Personal information
- Born: March 10, 2004 (age 22) Greeneville, Tennessee, U.S.
- Listed height: 6 ft 1 in (1.85 m)
- Listed weight: 186 lb (84 kg)

Career information
- High school: Greeneville (Greeneville, Tennessee)
- College: Belmont (2022–2024); Maryland (2024–2025); Tennessee (2025–2026);
- NBA draft: 2026: 2nd round, 42nd overall pick
- Drafted by: San Antonio Spurs
- Playing career: 2026–present

Career history
- 2026–present: San Antonio Spurs
- 2026–present: →Austin Spurs

Career highlights
- First-team All-SEC (2026); Third-team All-Big Ten (2025); Second-team All-MVC (2024);
- Stats at NBA.com
- Stats at Basketball Reference

= Ja'Kobi Gillespie =

American basketball player (born 2004)

Ja'Kobi Broderick Gillespie (born March 10, 2004) is an American basketball player for the San Antonio Spurs of the National Basketball Association (NBA), on a two-way contract with the Austin Spurs of the NBA G League. He played college basketball for the Belmont Bruins, Maryland Terrapins and Tennessee Volunteers.

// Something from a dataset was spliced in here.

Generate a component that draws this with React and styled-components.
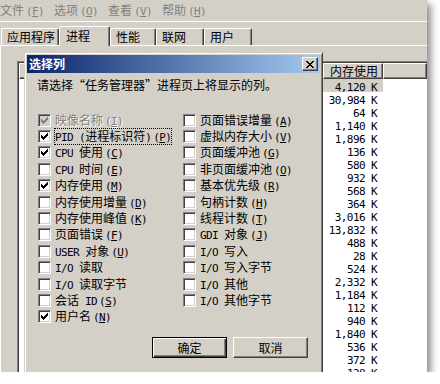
import React from "react";
import styled, { createGlobalStyle } from "styled-components";

const FACE = "#d4d0c8";
const SHADOW = "#808080";
const DARK = "#404040";

const GlobalStyle = createGlobalStyle`
  html, body {
    margin: 0;
    padding: 0;
    background: #ffffff;
  }
  body {
    font-family: "Noto Sans CJK SC", "Liberation Sans", sans-serif;
    font-size: 12px;
    color: #000;
  }
`;

const Window = styled.div`
  position: relative;
  width: 427px;
  height: 372px;
  background: ${FACE};
  box-shadow: 4px 4px 7px rgba(0, 0, 0, 0.45);
  overflow: hidden;
  display: flex;
  flex-direction: column;
`;

const MenuBar = styled.div`
  display: flex;
  align-items: center;
  height: 21px;
  flex-shrink: 0;
  border-bottom: 1px solid #fff;
`;

const MenuItem = styled.span`
  width: 54px;
  color: ${SHADOW};
  line-height: 14px;
  white-space: nowrap;
`;

const TabStrip = styled.div`
  display: flex;
  align-items: flex-end;
  height: 23px;
  padding-left: 1px;
  flex-shrink: 0;
  position: relative;
  z-index: 1;
`;

const Tab = styled.div`
  box-sizing: border-box;
  width: ${({ $w }) => $w}px;
  height: ${({ $active }) => ($active ? 20 : 17)}px;
  margin-bottom: ${({ $active }) => ($active ? -1 : 0)}px;
  padding-left: ${({ $active }) => ($active ? 6 : 5)}px;
  padding-bottom: ${({ $active }) => ($active ? 2 : 0)}px;
  display: flex;
  align-items: center;
  background: ${FACE};
  border-top: 1px solid #fff;
  border-left: 1px solid #fff;
  border-right: 1px solid ${DARK};
  border-radius: 2px 2px 0 0;
  box-shadow: inset -1px 0 ${SHADOW};
  white-space: nowrap;
  line-height: 14px;
`;

const Panel = styled.div`
  flex: 1;
  display: flex;
  min-height: 0;
  border-top: 1px solid #fff;
  border-left: 1px solid #fff;
  padding: 15px 0 0 16px;
`;

const ListView = styled.div`
  flex: 1;
  background: #fff;
  border-top: 1px solid ${SHADOW};
  border-left: 1px solid ${SHADOW};
  box-shadow: inset 1px 1px ${DARK};
  padding: 1px 0 0 1px;
  display: flex;
  flex-direction: column;
`;

const Columns = styled.div`
  display: grid;
  grid-template-columns: 304px 60px 1fr;
`;

const HeaderCell = styled.div`
  box-sizing: border-box;
  height: 16px;
  padding-left: 6px;
  background: ${FACE};
  border-top: 1px solid #fff;
  border-left: 1px solid #fff;
  border-right: 1px solid ${DARK};
  border-bottom: 1px solid ${DARK};
  box-shadow: inset -1px -1px ${SHADOW};
  line-height: 14px;
  white-space: nowrap;
`;

const Cell = styled.div`
  height: 13px;
  line-height: 13px;
  text-align: right;
  padding-right: 6px;
  background: ${({ $selected }) => ($selected ? FACE : "transparent")};
`;

const Latin = styled.span`
  font-family: "DejaVu Sans Mono", "Liberation Mono", monospace;
  font-size: 11px;
  letter-spacing: -0.6px;
`;

const Mnemonic = styled(Latin)`
  margin-left: 2px;

  u {
    text-underline-offset: 1px;
  }
`;

const Dialog = styled.div`
  position: absolute;
  left: 24px;
  top: 52px;
  width: 299px;
  height: 330px;
  box-sizing: border-box;
  padding: 2px;
  background: ${FACE};
  border: 1px solid;
  border-color: ${FACE} ${DARK} ${DARK} ${FACE};
  box-shadow: inset 1px 1px #fff, inset -1px -1px ${SHADOW};
  display: flex;
  flex-direction: column;
`;

const TitleBar = styled.div`
  height: 18px;
  display: flex;
  align-items: center;
  justify-content: space-between;
  padding-left: 2px;
  background: linear-gradient(to right, #0a246a, #a6caf0);
  color: #fff;
  font-weight: bold;
  line-height: 14px;
`;

const CloseButton = styled.div`
  box-sizing: border-box;
  width: 16px;
  height: 14px;
  margin-right: 2px;
  display: flex;
  align-items: center;
  justify-content: center;
  background: ${FACE};
  border: 1px solid;
  border-color: #fff ${DARK} ${DARK} #fff;
  box-shadow: inset -1px -1px ${SHADOW};
`;

const Body = styled.div`
  padding: 5px 0 0 10px;
  display: flex;
  flex-direction: column;
`;

const Prompt = styled.div`
  line-height: 14px;
  white-space: nowrap;
`;

const OptionGrid = styled.div`
  margin-top: 20px;
  margin-left: 1px;
  display: grid;
  grid-template-columns: 145px 1fr;
  grid-template-rows: repeat(13, 16.4px);
  grid-auto-flow: column;
`;

const OptionRow = styled.div`
  display: flex;
  align-items: center;
  gap: 4px;
  white-space: nowrap;
`;

const Box = styled.div`
  box-sizing: border-box;
  width: 13px;
  height: 13px;
  flex-shrink: 0;
  display: flex;
  align-items: center;
  justify-content: center;
  background: ${({ $disabled }) => ($disabled ? FACE : "#fff")};
  border: 1px solid;
  border-color: ${SHADOW} #fff #fff ${SHADOW};
  box-shadow: inset 1px 1px ${DARK}, inset -1px -1px ${FACE};
`;

const Label = styled.span`
  line-height: 13px;
  color: ${({ $disabled }) => ($disabled ? SHADOW : "#000")};
  text-shadow: ${({ $disabled }) => ($disabled ? "1px 1px #fff" : "none")};
  border: 1px dotted ${({ $focus }) => ($focus ? "#000" : "transparent")};
  margin-left: -1px;
`;

const ButtonRow = styled.div`
  margin-top: 12px;
  padding-right: 12px;
  display: flex;
  justify-content: flex-end;
  gap: 6px;
`;

const Button = styled.div`
  box-sizing: border-box;
  width: 75px;
  height: 21px;
  display: flex;
  align-items: center;
  justify-content: center;
  background: ${FACE};
  border: 1px solid;
  border-color: ${({ $default }) =>
    $default ? "#000" : `#fff ${DARK} ${DARK} #fff`};
  box-shadow: ${({ $default }) =>
    $default
      ? `inset 1px 1px #fff, inset -1px -1px ${DARK}, inset -2px -2px ${SHADOW}`
      : `inset -1px -1px ${SHADOW}`};
  line-height: 14px;
`;

// pixel bitmaps for the tiny system glyphs
const CHECK = [
  "......#",
  ".....##",
  "#...###",
  "##.###.",
  "#####..",
  ".###...",
  "..#....",
];

const CLOSE = [
  "##....##",
  ".##..##.",
  "..####..",
  "...##...",
  "..####..",
  ".##..##.",
  "##....##",
];

const Bitmap = ({ rows, color }) => (
  <svg
    width={rows[0].length}
    height={rows.length}
    shapeRendering="crispEdges"
  >
    {rows.flatMap((row, y) =>
      row
        .split("")
        .map((c, x) =>
          c === "#" ? (
            <rect key={`${x}-${y}`} x={x} y={y} width="1" height="1" fill={color} />
          ) : null
        )
    )}
  </svg>
);

// ascii runs use the narrow mono face, like the old bitmap font
const Mixed = ({ text }) =>
  text
    .split(/([\x00-\x7F]+)/)
    .filter(Boolean)
    .map((part, i) =>
      /^[\x00-\x7F]+$/.test(part) ? (
        <Latin key={i}>{part}</Latin>
      ) : (
        <span key={i}>{part}</span>
      )
    );

const Key = ({ k }) =>
  k ? (
    <Mnemonic>
      (<u>{k}</u>)
    </Mnemonic>
  ) : null;

const menus = [
  ["文件", "F"],
  ["选项", "O"],
  ["查看", "V"],
  ["帮助", "H"],
];

const tabs = [
  { name: "应用程序", w: 58 },
  { name: "进程", w: 51, active: true },
  { name: "性能", w: 46 },
  { name: "联网", w: 48 },
  { name: "用户", w: 48 },
];

const memory = [
  "4,120", "30,984", "64", "1,140", "1,896", "136", "580", "932",
  "568", "364", "3,016", "13,832", "488", "28", "524", "2,332",
  "1,184", "112", "940", "1,840", "536", "372", "128",
];

const options = [
  { label: "映像名称", k: "I", checked: true, disabled: true },
  { label: "PID (进程标识符)", k: "P", checked: true, focus: true },
  { label: "CPU 使用", k: "C", checked: true },
  { label: "CPU 时间", k: "E" },
  { label: "内存使用", k: "M", checked: true },
  { label: "内存使用增量", k: "D" },
  { label: "内存使用峰值", k: "K" },
  { label: "页面错误", k: "F" },
  { label: "USER 对象", k: "U" },
  { label: "I/O 读取" },
  { label: "I/O 读取字节" },
  { label: "会话 ID", k: "S" },
  { label: "用户名", k: "N", checked: true },
  { label: "页面错误增量", k: "A" },
  { label: "虚拟内存大小", k: "V" },
  { label: "页面缓冲池", k: "G" },
  { label: "非页面缓冲池", k: "O" },
  { label: "基本优先级", k: "R" },
  { label: "句柄计数", k: "H" },
  { label: "线程计数", k: "T" },
  { label: "GDI 对象", k: "J" },
  { label: "I/O 写入" },
  { label: "I/O 写入字节" },
  { label: "I/O 其他" },
  { label: "I/O 其他字节" },
];

const Option = ({ label, k, checked, disabled, focus }) => (
  <OptionRow>
    <Box $disabled={disabled}>
      {checked && <Bitmap rows={CHECK} color={disabled ? SHADOW : "#000"} />}
    </Box>
    <Label $disabled={disabled} $focus={focus}>
      <Mixed text={label} />
      <Key k={k} />
    </Label>
  </OptionRow>
);

const App = () => (
  <>
    <GlobalStyle />
    <Window>
      <MenuBar>
        {menus.map(([name, k]) => (
          <MenuItem key={name}>
            {name}
            <Key k={k} />
          </MenuItem>
        ))}
      </MenuBar>

      <TabStrip>
        {tabs.map((tab) => (
          <Tab key={tab.name} $w={tab.w} $active={tab.active}>
            {tab.name}
          </Tab>
        ))}
      </TabStrip>

      <Panel>
        <ListView>
          <Columns>
            <HeaderCell />
            <HeaderCell>内存使用</HeaderCell>
            <HeaderCell />
          </Columns>
          {memory.map((value, i) => (
            <Columns key={i}>
              <Cell />
              <Cell $selected={i === 0}>
                <Latin>{value} K</Latin>
              </Cell>
              <Cell />
            </Columns>
          ))}
        </ListView>
      </Panel>

      <Dialog>
        <TitleBar>
          <span>选择列</span>
          <CloseButton>
            <Bitmap rows={CLOSE} color="#000" />
          </CloseButton>
        </TitleBar>
        <Body>
          <Prompt>请选择“任务管理器”进程页上将显示的列。</Prompt>
          <OptionGrid>
            {options.map((opt) => (
              <Option key={opt.label} {...opt} />
            ))}
          </OptionGrid>
          <ButtonRow>
            <Button $default>确定</Button>
            <Button>取消</Button>
          </ButtonRow>
        </Body>
      </Dialog>
    </Window>
  </>
);

export default App;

==Early life and high school==
Gillespie attended Greeneville High School in Greeneville, Tennessee. He committed to play college basketball for the Belmont Bruins over from schools such as Vanderbilt, Virginia Tech and Eastern Kentucky.

==College career==
=== Belmont ===
As a freshman in 2022-23, Gillespie averaged 9.6 points and 3.3 assists per game and was named to the Missouri Valley Conference (MVC) All-Freshman Team. In 2023-24, he averaged 17.2 points, 4.2 assists, 3.8 rebounds, and 2.2 steals per game and earned second-team all-MVC honors, MVC All-Defensive Team honors, while also being named to the MVC Most Improved Team. After the season, Gillespie entered his name into the NCAA transfer portal.

=== Maryland ===
Gillespie transferred to play for the Maryland Terrapins. On December 4, 2024, he recorded 23 points and four assists in victory over Ohio State. On December 21, Gillespie recorded 17 points, 11 assists and five rebounds in a victory against Syracuse. On January 10, 2025, he notched a career-high 27 points, four assists, and four steals in a win over UCLA. On January 19, Gillespie notched 1,000 career points after scoring 22 in victory over Nebraska. On January 26, he posted 18 points, nine assists, three rebounds, one steal, and one block versus Indiana. For his performance during the 2024-25 season, Gillespie was named third-team All-Big Ten Conference.

=== Tennessee ===
Gillespie transferred to play for the Tennessee Volunteers. He averaged 18.4 points, 5.4 assists and 2.8 rebounds per game in his only season for the team.

== Professional career ==
On June 24, 2026, the San Antonio Spurs selected Gillespie with the 42nd overall pick in the 2026 NBA draft. He signed a two-way contract with Spurs on 3 July, 2026.